Certains de ces paisibles envahisseurs arriveront à pied, comme les bœufs musqués qui traverseront le détroit de Nares, à l’extrême nord-ouest du Groenland, en marchant sur 25 km de banquise reliant la Terre d’Ellesmere (le Canada d’aujourd’hui) à la mythique Thulé. Les loups viendront à leur poursuite, en suivant aussi les grandes hardes de caribous qui les entraîneront jusqu’au nord-est du Groenland. Dans les airs, les oiseaux découvriront le Groenland par hasard, au gré des tempêtes qui les feront traverser les mers malgré eux. Ils viendront pour la plupart d’Europe et établiront les grandes autoroutes de la migration qui relient désormais le nord de l’Ecosse et la Scandinavie au Groenland, via l’Islande.

Cachés dans leurs plumes et leurs intestins, bernaches nonnettes, traquets motteux et bruants des neiges apporteront bien des micro-organismes, parasites et graines qui ensemenceront les sols fraîchement déglacés. Certaines petites bêtes viendront aussi toutes seules, par les airs, comme les araignées accrochées à leurs fils, emportées par les vents sur des milliers de kilomètres. Ces invertébrés deviendront plancton aérien et rejoindront les spores de plantes et de champignons sur le grand carrousel de la circulation atmosphérique. Ce tapis volant, parti des zones tempérées, est très judicieusement dirigé vers les hautes latitudes.

Les espèces pionnières, souvent des graminées, transformeront les stériles éboulis groenlandais en vertes collines, ensemencées par le guano des oiseaux marins qui s’installeront un peu partout le long de la côte. Ces prédateurs aquatiques gagneront les côtes groenlandaises en suivant les bancs de plancton et de poissons en provenance du sud, comme les phoques et les baleines qui braveront le dédale des glaces marines, quand celles-ci s’ouvriront graduellement jusque dans les fjords.

Des millénaires plus tard, en 2025, le réchauffement du Groenland et de toute la région arctique est quatre fois plus rapide que celui du reste de la planète. L’humanité, manipulatrice du climat, provoque ainsi une nouvelle invasion du Groenland par d’autres cohortes d’espèces en provenance des régions tempérées : les goélands bruns sont désormais bien installés et l’on se croirait en Bretagne. Entre Islande et Groenland, le réchauffement des eaux de surface et la disparition des glaces de mer attirent les bancs de maquereaux venus de beaucoup plus au sud, et avec eux des thons sortis des mondes tropicaux.

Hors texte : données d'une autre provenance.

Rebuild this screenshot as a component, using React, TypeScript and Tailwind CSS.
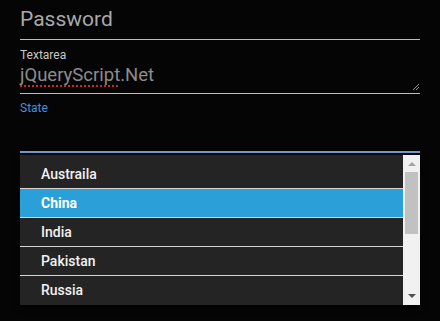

Comme me le précise David Boertmann, chercheur émérite à l’Université d’Aarhus (Danemark) et fin connaisseur du Groenland qu’il sillonne depuis les années 1980 : «Des espèces étroitement associées à la banquise, telles que la mouette ivoire, disparaîtront probablement. D’autres, présentes à la fois en Arctique et dans les régions boréales, seront favorisées par la fonte de la glace de mer en été. L’eider à duvet, par exemple, a étendu son aire de répartition jusqu’à l’extrême nord du Groenland et colonise désormais les terres les plus proches du pôle Nord. Certaines espèces d’oiseaux présentes aujourd’hui en tant que vagabonds et visiteurs établiront probablement des populations reproductrices, comme l’a déjà fait la grive mauvis au sud-ouest du Groenland.»